# What you have to do:
Select each line where the word "full" appears.

# Dataset content:

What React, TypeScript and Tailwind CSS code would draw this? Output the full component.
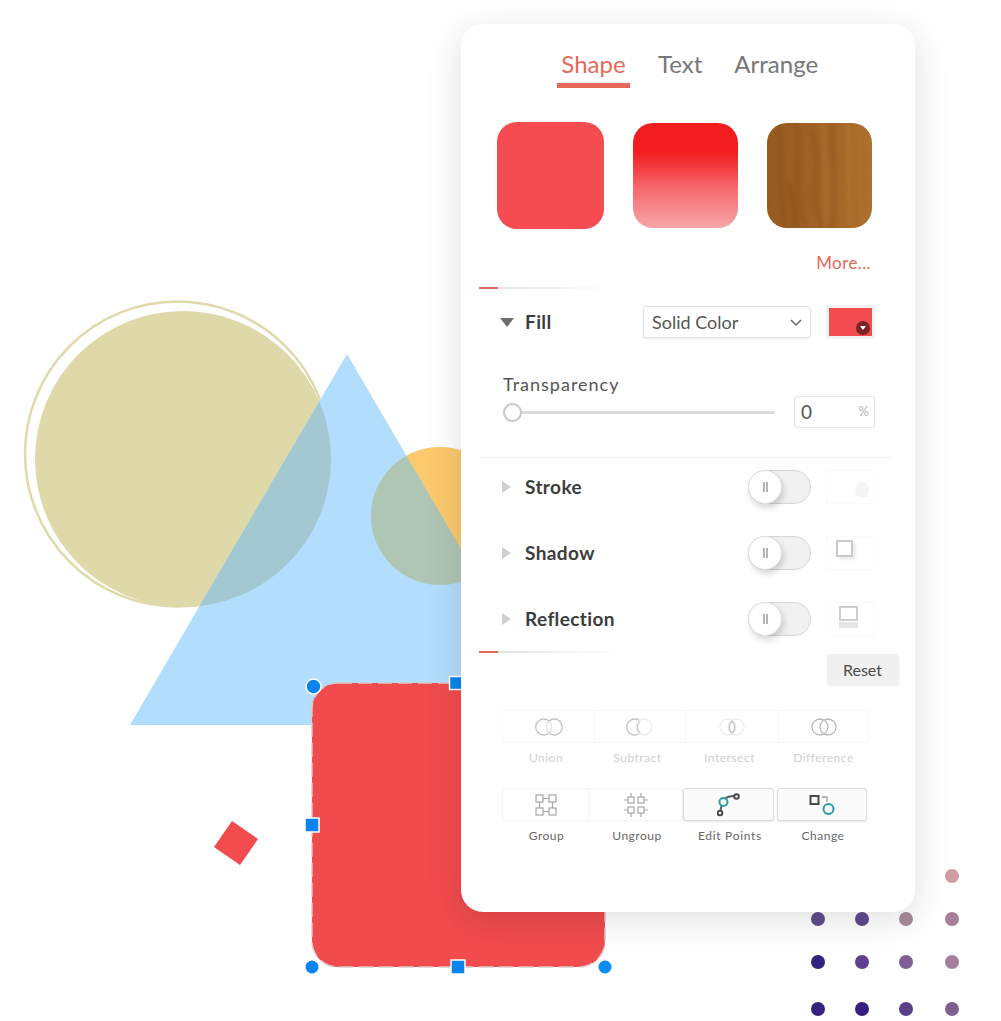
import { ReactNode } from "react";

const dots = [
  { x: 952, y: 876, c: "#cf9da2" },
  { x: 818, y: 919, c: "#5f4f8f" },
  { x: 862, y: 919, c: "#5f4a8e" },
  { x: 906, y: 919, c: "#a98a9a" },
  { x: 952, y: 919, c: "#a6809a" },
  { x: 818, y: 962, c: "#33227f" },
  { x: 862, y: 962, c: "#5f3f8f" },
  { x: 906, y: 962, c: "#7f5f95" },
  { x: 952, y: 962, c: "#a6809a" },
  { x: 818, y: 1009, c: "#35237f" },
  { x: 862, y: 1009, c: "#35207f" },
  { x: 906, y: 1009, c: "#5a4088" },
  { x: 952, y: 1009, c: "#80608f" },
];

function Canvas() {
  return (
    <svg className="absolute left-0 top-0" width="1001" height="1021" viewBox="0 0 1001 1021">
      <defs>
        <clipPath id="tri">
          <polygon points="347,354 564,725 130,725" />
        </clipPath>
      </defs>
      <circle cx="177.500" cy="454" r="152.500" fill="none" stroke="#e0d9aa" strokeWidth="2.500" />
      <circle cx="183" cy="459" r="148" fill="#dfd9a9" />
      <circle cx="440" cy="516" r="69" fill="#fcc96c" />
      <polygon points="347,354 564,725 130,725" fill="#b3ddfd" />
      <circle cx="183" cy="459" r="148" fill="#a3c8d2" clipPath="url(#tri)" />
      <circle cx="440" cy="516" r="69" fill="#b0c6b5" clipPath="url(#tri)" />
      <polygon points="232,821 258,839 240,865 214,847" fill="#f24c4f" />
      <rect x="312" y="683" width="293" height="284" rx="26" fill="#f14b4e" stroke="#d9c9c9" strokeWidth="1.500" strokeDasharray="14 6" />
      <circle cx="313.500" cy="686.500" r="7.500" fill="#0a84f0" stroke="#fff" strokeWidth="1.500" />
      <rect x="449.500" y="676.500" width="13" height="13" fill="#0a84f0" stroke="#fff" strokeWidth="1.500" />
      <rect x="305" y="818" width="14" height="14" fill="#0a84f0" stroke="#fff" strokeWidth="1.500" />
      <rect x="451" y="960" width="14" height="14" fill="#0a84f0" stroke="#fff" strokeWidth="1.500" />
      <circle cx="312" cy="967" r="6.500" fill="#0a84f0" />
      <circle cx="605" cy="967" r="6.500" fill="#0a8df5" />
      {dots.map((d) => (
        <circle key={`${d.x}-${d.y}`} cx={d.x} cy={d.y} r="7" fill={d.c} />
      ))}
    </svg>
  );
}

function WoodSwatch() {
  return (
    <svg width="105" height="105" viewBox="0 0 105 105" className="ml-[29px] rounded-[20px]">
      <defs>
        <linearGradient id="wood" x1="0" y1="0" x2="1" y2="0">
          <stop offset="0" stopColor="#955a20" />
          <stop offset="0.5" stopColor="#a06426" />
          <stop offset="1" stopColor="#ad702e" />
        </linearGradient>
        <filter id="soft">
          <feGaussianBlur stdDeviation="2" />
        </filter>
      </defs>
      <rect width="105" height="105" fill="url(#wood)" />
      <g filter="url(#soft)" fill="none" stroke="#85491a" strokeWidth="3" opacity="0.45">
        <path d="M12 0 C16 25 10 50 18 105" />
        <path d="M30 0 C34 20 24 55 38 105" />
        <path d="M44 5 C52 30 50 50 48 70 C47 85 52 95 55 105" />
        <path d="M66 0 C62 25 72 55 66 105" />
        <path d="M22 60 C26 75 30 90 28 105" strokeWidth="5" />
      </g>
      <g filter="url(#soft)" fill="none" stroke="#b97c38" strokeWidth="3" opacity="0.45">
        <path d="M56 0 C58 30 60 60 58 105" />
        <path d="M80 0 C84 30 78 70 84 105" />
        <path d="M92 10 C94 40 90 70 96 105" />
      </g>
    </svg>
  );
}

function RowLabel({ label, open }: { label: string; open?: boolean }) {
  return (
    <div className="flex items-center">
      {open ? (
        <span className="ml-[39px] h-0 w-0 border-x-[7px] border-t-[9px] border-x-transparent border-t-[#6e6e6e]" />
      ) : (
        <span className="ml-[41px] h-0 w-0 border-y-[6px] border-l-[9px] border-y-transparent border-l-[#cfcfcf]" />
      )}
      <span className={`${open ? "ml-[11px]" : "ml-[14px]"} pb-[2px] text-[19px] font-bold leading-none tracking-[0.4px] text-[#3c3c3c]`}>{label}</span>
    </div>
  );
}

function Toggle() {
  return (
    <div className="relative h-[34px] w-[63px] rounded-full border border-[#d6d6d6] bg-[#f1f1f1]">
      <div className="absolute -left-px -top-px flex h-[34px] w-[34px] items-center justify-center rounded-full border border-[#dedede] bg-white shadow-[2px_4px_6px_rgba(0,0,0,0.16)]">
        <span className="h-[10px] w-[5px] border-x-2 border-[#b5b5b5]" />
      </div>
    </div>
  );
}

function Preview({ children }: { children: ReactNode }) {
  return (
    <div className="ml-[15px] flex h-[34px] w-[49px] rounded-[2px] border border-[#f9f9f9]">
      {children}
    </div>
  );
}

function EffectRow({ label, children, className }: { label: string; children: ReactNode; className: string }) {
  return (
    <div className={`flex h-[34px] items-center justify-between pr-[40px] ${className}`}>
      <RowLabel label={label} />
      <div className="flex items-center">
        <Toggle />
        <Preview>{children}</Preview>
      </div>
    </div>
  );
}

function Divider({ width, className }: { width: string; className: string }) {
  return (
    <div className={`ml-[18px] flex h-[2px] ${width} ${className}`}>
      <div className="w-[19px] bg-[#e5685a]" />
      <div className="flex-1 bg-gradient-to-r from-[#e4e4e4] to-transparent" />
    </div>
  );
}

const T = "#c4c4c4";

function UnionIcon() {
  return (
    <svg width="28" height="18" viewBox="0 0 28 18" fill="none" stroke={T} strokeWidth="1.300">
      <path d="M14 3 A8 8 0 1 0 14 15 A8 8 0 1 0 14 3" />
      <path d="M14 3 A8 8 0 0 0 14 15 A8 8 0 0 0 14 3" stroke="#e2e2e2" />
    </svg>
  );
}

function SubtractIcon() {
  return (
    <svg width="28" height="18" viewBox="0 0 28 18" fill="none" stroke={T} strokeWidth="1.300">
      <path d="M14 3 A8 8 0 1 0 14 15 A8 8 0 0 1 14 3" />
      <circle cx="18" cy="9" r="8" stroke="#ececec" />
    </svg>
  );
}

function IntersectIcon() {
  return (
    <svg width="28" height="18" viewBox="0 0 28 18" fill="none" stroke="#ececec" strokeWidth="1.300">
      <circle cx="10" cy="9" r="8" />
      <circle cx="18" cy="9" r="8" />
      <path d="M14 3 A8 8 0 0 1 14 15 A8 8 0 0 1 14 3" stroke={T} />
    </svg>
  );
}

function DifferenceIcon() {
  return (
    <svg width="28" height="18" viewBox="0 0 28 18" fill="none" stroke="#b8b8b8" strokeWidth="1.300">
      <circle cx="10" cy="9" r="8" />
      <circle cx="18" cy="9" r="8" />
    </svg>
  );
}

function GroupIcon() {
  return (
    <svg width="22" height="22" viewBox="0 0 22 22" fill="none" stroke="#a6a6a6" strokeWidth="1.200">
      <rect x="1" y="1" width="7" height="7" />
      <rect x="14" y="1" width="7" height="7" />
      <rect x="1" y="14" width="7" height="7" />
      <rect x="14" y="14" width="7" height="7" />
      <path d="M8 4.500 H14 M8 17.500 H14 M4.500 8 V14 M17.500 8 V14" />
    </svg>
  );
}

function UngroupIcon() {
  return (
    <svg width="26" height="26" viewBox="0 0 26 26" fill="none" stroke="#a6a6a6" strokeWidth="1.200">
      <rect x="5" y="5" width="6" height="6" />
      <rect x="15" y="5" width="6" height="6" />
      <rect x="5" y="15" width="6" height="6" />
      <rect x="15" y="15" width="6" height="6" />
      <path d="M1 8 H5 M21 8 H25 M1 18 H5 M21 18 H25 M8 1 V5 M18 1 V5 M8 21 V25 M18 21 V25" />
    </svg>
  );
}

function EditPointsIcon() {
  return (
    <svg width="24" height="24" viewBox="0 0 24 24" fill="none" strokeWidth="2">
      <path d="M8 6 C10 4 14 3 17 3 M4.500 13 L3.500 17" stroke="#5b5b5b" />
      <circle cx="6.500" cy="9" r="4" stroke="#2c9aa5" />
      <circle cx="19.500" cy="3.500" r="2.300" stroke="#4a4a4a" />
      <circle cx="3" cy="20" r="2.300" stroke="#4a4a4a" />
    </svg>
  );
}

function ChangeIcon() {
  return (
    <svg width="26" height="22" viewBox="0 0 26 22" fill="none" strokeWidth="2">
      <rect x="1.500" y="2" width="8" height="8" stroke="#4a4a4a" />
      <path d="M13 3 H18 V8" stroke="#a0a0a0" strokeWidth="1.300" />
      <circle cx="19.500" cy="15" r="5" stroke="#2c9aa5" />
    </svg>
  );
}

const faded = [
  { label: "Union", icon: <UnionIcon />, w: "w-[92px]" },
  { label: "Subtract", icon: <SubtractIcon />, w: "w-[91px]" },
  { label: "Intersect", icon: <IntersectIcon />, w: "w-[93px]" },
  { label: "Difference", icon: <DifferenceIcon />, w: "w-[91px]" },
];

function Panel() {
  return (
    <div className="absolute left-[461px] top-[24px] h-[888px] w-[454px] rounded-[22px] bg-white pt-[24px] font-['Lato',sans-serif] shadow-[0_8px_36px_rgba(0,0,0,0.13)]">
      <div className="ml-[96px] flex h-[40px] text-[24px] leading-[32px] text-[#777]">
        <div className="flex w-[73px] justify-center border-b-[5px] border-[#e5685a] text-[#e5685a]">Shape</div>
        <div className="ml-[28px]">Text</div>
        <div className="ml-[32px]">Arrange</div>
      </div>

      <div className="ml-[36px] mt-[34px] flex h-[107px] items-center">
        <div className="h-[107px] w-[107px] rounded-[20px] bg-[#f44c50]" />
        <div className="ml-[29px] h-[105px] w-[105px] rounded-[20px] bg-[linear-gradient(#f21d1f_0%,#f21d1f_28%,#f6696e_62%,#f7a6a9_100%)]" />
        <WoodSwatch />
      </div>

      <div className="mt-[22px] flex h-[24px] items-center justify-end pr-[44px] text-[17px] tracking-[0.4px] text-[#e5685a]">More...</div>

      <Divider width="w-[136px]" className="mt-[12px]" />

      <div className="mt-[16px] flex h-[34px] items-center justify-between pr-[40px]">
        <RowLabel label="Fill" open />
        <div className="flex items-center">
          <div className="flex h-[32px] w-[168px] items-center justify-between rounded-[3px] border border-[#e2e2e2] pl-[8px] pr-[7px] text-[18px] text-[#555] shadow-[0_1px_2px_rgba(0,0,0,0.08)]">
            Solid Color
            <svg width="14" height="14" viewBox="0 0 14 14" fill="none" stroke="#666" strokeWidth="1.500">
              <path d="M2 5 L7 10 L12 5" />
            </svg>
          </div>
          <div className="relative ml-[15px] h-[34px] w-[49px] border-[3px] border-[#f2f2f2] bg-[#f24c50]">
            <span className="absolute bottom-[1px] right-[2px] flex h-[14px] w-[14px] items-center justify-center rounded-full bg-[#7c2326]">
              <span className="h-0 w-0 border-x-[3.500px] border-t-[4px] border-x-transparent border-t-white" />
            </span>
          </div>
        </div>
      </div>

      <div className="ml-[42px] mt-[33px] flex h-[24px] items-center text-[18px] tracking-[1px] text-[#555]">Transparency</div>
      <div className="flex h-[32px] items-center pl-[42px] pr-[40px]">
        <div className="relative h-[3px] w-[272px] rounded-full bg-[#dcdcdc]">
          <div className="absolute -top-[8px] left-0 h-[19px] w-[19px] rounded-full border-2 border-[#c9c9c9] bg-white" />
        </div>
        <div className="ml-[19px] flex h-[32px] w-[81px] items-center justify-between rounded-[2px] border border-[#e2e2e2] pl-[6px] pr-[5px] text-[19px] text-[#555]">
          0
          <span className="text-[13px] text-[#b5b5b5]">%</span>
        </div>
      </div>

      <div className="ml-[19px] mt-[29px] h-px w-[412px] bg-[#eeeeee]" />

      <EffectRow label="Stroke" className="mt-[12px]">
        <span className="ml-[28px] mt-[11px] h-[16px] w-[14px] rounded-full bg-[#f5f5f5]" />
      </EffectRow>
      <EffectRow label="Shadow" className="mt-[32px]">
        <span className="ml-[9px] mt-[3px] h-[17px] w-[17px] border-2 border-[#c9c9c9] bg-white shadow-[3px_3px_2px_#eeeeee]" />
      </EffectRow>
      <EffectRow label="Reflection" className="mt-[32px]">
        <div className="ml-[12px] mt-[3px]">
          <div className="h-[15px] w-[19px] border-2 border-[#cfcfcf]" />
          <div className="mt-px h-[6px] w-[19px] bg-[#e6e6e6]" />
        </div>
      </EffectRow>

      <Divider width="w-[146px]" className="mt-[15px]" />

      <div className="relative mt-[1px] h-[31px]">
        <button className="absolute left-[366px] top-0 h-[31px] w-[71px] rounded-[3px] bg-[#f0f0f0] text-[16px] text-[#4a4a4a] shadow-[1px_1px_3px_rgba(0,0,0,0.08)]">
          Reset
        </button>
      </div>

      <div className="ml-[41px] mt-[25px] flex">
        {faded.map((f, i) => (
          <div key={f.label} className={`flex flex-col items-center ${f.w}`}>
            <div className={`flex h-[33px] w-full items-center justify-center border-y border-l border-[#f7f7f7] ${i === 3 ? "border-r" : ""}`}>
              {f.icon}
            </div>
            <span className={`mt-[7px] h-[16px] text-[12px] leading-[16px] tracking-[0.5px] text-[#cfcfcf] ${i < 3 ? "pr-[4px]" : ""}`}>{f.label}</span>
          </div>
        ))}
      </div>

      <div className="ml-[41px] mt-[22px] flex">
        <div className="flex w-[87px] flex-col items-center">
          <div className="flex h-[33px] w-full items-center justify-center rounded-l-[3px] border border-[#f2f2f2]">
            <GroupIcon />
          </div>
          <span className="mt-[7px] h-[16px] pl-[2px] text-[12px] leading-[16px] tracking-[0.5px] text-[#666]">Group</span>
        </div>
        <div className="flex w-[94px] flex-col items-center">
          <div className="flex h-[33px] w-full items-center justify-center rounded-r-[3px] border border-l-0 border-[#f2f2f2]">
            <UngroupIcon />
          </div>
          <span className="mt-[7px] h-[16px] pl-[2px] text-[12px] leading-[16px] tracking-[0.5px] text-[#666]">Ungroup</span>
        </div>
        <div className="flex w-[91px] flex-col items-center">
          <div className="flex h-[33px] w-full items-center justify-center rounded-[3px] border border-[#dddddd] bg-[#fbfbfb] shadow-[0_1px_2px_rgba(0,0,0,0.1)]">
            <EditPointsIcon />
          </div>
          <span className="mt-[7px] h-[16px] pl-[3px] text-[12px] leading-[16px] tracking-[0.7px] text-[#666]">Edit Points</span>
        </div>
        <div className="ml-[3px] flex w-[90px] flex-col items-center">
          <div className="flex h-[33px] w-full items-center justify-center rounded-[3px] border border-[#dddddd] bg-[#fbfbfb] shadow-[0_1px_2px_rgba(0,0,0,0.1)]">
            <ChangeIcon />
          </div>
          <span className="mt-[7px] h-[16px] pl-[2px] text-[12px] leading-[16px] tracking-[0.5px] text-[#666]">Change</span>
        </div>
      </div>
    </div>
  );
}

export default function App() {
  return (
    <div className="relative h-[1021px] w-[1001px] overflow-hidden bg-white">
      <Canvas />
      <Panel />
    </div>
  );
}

# Solution for this problem:
What React, TypeScript and Tailwind CSS code would draw this? Output the full component.
    <div className="relative h-[34px] w-[63px] rounded-full border border-[#d6d6d6] bg-[#f1f1f1]">
      <div className="absolute -left-px -top-px flex h-[34px] w-[34px] items-center justify-center rounded-full border border-[#dedede] bg-white shadow-[2px_4px_6px_rgba(0,0,0,0.16)]">
            <span className="absolute bottom-[1px] right-[2px] flex h-[14px] w-[14px] items-center justify-center rounded-full bg-[#7c2326]">
        <div className="relative h-[3px] w-[272px] rounded-full bg-[#dcdcdc]">
          <div className="absolute -top-[8px] left-0 h-[19px] w-[19px] rounded-full border-2 border-[#c9c9c9] bg-white" />
        <span className="ml-[28px] mt-[11px] h-[16px] w-[14px] rounded-full bg-[#f5f5f5]" />
            <div className={`flex h-[33px] w-full items-center justify-center border-y border-l border-[#f7f7f7] ${i === 3 ? "border-r" : ""}`}>
          <div className="flex h-[33px] w-full items-center justify-center rounded-l-[3px] border border-[#f2f2f2]">
          <div className="flex h-[33px] w-full items-center justify-center rounded-r-[3px] border border-l-0 border-[#f2f2f2]">
          <div className="flex h-[33px] w-full items-center justify-center rounded-[3px] border border-[#dddddd] bg-[#fbfbfb] shadow-[0_1px_2px_rgba(0,0,0,0.1)]">
          <div className="flex h-[33px] w-full items-center justify-center rounded-[3px] border border-[#dddddd] bg-[#fbfbfb] shadow-[0_1px_2px_rgba(0,0,0,0.1)]">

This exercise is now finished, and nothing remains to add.